═════ RECORDS PROVIDED ═════

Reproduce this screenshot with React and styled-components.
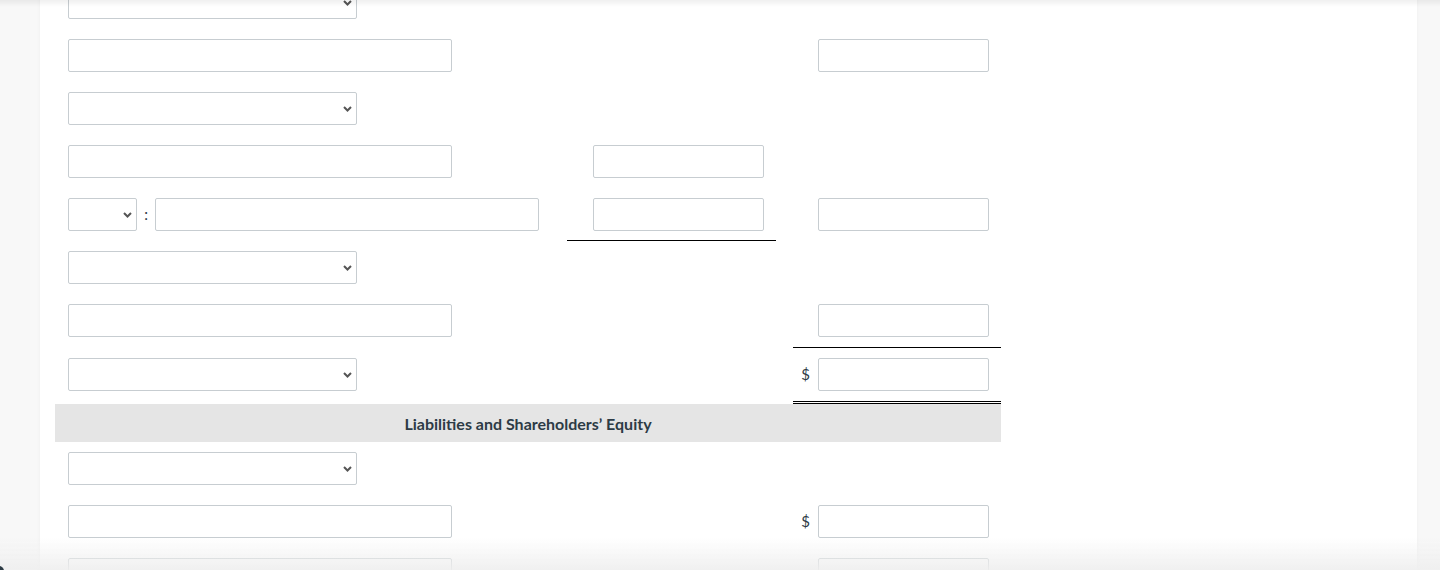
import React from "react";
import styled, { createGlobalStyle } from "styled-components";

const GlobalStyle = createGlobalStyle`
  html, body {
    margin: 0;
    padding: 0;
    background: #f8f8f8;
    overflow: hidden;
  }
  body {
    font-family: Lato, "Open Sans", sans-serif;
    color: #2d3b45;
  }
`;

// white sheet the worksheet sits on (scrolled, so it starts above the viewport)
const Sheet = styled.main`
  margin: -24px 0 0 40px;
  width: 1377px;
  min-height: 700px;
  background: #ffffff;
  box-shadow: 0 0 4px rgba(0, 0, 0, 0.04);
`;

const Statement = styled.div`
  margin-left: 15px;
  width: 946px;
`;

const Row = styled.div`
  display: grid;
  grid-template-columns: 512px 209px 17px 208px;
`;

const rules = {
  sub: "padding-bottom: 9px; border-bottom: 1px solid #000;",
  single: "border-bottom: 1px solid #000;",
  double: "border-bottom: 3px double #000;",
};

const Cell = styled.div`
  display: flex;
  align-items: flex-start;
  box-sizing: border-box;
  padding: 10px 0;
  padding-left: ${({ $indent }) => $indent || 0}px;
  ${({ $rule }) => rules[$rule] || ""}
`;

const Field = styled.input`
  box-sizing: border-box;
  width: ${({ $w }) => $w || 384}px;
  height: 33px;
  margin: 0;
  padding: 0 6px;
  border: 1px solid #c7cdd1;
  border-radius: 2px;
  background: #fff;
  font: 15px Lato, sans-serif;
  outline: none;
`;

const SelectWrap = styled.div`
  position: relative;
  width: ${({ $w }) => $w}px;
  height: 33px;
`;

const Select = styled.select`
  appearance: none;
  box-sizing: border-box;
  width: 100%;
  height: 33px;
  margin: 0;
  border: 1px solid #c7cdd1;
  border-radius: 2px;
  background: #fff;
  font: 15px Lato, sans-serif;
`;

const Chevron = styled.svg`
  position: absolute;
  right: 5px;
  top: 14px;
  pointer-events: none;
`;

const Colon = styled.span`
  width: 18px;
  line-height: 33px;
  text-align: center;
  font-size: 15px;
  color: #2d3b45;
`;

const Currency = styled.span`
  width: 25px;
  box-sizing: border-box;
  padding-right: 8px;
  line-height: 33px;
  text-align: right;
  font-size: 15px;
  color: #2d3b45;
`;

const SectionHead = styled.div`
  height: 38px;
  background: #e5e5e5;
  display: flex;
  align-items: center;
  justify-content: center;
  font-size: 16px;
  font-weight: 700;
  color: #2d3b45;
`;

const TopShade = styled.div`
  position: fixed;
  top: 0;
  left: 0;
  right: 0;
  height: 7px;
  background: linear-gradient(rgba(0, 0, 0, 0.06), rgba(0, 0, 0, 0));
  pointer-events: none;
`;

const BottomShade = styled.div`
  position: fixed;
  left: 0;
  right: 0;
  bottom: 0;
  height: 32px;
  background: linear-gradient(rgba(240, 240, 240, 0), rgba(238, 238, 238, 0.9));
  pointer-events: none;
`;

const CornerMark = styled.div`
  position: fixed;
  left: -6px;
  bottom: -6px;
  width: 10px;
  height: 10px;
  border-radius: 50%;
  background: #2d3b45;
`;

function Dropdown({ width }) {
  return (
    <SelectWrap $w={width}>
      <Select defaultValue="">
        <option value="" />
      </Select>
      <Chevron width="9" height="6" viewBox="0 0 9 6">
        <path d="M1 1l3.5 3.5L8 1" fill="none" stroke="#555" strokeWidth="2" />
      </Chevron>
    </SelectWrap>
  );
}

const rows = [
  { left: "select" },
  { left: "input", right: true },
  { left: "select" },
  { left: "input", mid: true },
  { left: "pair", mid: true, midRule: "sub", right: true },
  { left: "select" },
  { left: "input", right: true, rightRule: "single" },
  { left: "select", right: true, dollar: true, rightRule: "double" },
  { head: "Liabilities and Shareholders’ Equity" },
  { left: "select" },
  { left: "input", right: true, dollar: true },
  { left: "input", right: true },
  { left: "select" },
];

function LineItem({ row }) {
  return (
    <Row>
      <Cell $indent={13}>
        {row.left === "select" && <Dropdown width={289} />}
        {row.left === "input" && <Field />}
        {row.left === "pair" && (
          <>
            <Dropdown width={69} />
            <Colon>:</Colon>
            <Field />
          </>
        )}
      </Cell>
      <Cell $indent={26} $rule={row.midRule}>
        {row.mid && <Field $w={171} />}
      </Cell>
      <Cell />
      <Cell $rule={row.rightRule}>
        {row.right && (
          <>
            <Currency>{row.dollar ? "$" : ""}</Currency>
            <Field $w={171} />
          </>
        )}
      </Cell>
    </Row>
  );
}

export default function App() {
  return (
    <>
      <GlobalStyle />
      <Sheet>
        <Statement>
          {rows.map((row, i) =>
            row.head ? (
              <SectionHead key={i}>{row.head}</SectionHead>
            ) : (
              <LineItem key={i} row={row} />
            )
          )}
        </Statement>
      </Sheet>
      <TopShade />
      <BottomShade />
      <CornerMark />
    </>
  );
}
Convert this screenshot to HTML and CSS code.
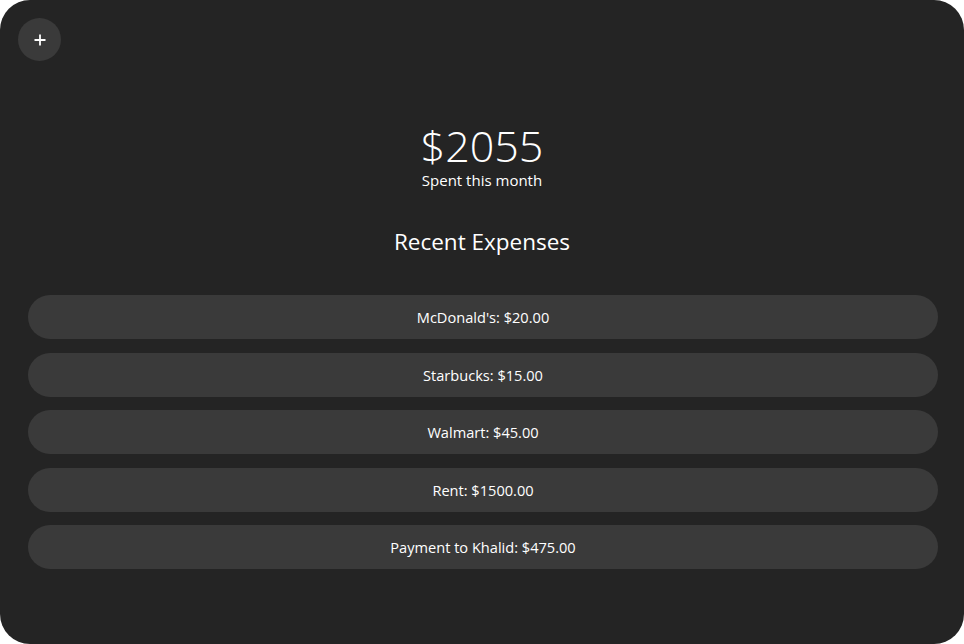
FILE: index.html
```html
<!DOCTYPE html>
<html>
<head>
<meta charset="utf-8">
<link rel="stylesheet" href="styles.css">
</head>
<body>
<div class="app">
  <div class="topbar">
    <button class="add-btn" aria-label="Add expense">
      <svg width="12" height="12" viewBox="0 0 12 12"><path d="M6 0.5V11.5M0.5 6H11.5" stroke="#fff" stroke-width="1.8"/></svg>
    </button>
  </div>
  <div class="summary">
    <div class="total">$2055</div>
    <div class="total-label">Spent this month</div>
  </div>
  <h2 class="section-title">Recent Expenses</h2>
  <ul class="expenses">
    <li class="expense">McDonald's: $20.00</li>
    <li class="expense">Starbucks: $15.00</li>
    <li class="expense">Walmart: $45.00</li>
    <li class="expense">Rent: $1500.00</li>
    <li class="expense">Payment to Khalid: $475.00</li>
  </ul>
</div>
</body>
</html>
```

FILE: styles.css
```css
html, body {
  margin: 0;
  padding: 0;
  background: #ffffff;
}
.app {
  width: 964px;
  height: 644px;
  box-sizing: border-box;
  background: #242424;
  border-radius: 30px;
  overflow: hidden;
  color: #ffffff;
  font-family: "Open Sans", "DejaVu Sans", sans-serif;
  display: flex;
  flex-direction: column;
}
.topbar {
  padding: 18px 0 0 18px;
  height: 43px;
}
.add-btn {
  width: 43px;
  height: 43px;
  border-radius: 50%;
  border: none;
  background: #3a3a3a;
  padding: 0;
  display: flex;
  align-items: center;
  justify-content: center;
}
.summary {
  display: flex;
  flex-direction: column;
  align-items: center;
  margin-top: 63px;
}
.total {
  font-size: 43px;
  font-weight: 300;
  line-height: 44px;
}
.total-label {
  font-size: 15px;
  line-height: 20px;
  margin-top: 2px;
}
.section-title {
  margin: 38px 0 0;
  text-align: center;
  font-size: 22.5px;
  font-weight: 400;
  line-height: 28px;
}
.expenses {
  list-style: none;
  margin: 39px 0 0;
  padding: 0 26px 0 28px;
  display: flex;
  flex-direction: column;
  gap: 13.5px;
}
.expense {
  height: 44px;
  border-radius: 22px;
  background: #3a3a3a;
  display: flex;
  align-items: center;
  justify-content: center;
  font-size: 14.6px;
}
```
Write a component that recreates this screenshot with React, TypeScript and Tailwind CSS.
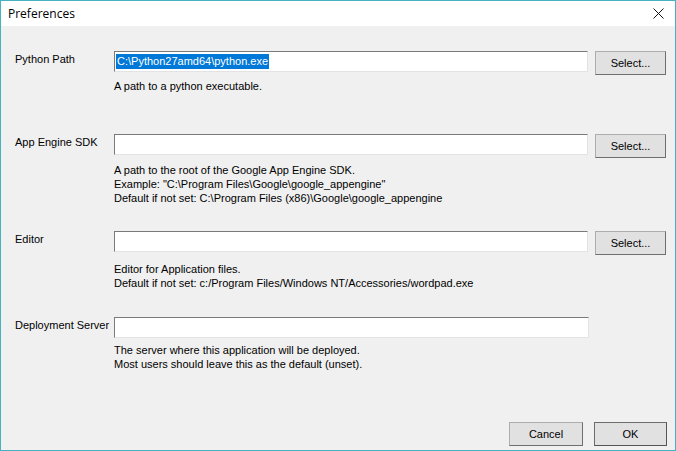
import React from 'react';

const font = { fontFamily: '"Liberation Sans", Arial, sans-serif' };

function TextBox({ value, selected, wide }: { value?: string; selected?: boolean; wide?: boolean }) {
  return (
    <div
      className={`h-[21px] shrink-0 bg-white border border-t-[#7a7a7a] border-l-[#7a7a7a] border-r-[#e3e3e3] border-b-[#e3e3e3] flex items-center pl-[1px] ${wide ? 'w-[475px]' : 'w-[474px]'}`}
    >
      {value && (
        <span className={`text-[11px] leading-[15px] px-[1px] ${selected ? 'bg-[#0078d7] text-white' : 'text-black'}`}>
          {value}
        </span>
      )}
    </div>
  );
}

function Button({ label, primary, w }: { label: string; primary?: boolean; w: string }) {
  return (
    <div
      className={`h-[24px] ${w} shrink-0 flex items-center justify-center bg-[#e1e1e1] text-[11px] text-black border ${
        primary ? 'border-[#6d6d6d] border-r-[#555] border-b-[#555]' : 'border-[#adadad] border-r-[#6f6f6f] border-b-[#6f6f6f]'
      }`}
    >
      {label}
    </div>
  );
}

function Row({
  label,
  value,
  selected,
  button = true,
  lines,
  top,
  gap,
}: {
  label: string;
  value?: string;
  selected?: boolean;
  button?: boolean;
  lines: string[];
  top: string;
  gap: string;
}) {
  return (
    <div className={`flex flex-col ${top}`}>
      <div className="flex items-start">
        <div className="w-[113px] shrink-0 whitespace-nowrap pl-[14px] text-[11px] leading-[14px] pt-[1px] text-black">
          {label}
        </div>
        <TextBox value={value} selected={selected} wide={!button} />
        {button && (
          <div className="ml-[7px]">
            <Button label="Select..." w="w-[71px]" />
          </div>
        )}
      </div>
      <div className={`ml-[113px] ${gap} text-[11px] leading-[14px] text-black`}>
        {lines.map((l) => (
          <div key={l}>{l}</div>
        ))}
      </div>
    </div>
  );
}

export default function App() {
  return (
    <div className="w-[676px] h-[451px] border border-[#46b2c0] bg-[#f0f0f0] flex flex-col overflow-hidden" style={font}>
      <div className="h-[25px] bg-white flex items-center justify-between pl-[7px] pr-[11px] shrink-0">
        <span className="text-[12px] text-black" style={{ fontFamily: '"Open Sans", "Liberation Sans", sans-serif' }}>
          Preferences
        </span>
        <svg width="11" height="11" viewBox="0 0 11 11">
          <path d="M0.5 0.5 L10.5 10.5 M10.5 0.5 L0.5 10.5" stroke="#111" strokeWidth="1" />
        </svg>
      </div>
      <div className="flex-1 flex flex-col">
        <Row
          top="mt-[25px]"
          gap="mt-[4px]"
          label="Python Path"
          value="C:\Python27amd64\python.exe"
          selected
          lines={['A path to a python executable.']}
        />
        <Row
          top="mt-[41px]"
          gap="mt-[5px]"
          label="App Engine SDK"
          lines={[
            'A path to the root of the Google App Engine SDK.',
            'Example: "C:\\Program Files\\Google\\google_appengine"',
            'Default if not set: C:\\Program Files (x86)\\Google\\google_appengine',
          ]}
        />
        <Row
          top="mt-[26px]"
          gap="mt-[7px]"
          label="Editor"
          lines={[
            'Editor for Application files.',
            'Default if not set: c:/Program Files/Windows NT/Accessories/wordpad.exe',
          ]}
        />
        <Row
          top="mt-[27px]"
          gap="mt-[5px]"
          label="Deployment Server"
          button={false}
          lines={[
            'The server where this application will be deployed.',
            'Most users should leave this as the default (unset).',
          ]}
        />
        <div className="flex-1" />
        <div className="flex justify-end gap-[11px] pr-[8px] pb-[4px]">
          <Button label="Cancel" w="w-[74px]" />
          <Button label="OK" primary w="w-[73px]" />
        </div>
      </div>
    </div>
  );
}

═════

● WRITTEN PROBLEM
Search the listing for the word "with". Copy every line in which it occurs.

● OUTPUT OF THE TASK
Reproduce this screenshot with React and styled-components.
Write a component that recreates this screenshot with React, TypeScript and Tailwind CSS.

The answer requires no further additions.